- Records supplied -
######

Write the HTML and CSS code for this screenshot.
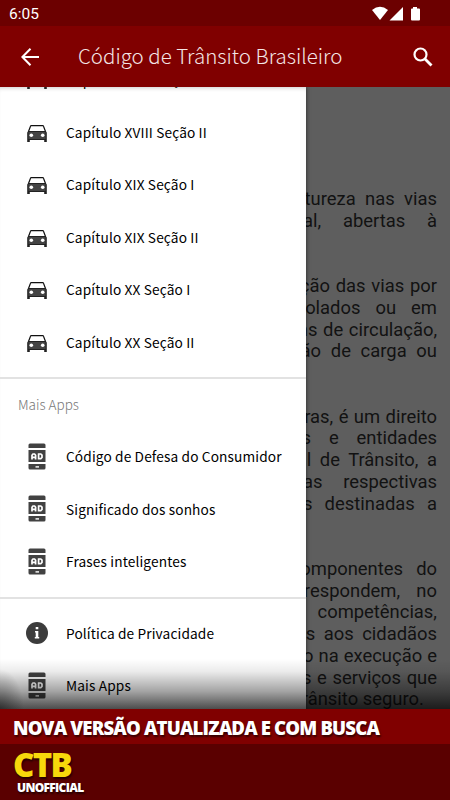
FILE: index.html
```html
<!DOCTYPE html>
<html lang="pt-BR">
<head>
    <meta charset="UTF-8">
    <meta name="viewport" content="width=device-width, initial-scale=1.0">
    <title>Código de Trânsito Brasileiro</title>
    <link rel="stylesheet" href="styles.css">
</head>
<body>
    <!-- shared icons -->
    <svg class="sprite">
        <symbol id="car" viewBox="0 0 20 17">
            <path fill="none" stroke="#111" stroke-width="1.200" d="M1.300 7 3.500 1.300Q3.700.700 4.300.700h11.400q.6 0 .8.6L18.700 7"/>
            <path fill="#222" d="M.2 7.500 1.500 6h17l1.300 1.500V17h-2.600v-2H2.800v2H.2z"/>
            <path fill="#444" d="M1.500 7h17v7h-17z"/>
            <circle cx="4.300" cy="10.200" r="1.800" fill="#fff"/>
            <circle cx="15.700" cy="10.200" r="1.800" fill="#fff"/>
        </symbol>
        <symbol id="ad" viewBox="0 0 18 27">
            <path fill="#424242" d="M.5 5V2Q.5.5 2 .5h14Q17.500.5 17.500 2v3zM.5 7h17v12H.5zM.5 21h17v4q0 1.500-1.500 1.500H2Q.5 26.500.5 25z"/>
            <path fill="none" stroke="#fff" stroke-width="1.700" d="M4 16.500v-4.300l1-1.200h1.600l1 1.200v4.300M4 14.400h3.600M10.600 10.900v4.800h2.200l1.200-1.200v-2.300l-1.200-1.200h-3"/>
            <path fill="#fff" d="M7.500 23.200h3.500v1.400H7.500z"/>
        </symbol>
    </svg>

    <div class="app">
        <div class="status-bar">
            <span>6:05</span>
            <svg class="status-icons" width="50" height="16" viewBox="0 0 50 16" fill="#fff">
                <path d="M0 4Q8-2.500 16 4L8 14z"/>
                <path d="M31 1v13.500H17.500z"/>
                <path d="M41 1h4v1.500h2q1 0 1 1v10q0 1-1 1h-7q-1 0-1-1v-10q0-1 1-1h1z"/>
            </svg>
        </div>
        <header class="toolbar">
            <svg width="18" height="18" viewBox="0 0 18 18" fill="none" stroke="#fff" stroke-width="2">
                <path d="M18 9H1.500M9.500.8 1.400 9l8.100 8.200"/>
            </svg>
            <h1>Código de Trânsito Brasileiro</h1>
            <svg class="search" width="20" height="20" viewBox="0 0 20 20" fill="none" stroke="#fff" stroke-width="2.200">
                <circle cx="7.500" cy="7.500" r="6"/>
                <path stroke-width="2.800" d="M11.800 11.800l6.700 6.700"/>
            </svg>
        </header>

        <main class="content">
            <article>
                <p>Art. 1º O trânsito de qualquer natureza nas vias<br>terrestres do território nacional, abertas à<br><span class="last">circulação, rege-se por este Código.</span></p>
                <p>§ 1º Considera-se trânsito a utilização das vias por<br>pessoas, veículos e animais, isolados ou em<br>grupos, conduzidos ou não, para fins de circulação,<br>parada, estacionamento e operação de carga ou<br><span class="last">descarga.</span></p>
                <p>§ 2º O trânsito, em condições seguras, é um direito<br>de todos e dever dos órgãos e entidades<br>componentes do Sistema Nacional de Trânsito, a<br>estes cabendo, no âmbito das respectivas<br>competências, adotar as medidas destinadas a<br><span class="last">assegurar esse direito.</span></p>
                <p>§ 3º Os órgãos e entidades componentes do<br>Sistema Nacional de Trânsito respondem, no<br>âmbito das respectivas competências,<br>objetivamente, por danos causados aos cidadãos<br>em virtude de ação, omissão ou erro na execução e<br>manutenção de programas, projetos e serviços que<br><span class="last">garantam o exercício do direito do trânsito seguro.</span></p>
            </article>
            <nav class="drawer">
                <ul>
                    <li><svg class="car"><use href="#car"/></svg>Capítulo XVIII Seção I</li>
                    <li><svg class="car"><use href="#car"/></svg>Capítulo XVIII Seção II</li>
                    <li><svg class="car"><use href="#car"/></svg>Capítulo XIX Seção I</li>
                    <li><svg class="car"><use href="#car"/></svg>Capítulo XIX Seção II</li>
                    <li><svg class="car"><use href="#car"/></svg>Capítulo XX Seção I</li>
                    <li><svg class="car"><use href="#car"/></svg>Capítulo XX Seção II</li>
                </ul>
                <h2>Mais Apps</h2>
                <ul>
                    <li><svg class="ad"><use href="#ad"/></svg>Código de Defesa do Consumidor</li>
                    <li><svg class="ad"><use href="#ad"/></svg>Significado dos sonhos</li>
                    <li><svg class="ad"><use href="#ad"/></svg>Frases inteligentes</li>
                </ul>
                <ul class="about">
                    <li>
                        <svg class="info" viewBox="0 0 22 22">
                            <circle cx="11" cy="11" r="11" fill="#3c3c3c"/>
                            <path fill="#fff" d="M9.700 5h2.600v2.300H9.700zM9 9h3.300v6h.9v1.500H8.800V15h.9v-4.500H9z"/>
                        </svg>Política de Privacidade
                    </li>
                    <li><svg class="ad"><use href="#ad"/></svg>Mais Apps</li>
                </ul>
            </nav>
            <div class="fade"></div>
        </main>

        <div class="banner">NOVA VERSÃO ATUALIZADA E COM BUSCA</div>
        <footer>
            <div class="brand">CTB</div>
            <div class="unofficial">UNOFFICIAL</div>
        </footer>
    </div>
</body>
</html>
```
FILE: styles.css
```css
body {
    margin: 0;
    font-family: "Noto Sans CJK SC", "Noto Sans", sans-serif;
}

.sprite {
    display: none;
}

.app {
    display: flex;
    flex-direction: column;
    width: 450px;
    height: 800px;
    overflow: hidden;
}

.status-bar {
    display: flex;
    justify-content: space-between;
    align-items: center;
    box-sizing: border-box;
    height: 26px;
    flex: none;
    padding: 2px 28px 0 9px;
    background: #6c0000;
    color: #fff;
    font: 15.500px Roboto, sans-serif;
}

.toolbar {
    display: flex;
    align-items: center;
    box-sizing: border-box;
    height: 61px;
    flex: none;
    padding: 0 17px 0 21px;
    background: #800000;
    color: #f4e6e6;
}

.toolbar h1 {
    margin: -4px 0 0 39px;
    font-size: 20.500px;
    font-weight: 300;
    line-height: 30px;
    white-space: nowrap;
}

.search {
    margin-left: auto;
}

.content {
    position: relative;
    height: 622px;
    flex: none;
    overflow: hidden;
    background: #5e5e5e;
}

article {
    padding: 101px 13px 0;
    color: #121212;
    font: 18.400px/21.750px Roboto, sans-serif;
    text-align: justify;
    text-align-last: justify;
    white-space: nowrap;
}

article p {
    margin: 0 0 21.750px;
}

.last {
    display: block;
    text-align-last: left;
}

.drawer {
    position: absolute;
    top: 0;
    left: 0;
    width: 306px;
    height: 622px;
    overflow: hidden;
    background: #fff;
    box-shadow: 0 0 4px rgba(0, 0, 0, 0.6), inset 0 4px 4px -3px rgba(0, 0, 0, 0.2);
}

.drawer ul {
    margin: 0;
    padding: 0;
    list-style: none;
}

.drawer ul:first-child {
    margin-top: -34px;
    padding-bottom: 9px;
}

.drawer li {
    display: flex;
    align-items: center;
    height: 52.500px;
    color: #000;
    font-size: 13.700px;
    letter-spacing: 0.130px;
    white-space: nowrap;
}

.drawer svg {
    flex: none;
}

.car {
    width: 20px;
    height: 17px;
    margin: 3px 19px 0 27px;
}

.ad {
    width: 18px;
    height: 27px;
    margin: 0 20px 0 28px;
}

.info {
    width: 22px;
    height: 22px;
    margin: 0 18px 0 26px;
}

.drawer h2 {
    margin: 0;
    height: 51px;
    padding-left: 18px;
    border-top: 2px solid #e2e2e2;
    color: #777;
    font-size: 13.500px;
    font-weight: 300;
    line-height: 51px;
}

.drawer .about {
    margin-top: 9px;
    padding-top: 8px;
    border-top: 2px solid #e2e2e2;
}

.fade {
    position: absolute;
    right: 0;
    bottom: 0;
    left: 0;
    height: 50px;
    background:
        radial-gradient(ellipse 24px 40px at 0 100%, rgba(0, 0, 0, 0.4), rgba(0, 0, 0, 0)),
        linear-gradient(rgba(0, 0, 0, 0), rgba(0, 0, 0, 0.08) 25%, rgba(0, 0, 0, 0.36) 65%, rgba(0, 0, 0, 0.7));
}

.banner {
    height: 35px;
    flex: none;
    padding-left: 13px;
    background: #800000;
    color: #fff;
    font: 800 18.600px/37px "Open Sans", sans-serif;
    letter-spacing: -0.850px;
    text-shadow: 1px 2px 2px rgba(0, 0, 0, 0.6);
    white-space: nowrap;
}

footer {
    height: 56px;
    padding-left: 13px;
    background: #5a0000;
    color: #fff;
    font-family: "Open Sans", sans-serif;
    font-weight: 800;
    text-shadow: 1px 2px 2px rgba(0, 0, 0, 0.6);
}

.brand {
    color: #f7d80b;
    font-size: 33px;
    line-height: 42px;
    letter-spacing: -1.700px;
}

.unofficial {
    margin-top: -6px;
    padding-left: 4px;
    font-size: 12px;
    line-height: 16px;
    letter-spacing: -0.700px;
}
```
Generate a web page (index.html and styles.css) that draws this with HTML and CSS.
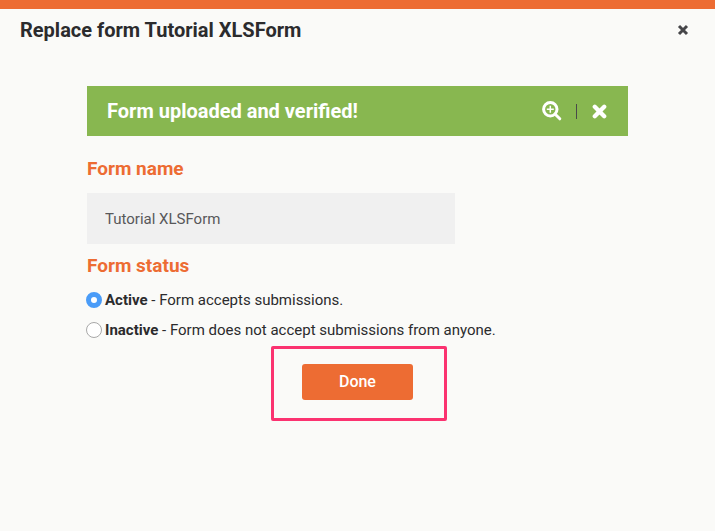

######

- Stated task -
Copy every line of the records above that holds the word "styles".

- Correct response -
    <link rel="stylesheet" href="styles.css">
FILE: styles.css
Generate a web page (index.html and styles.css) that draws this with HTML and CSS.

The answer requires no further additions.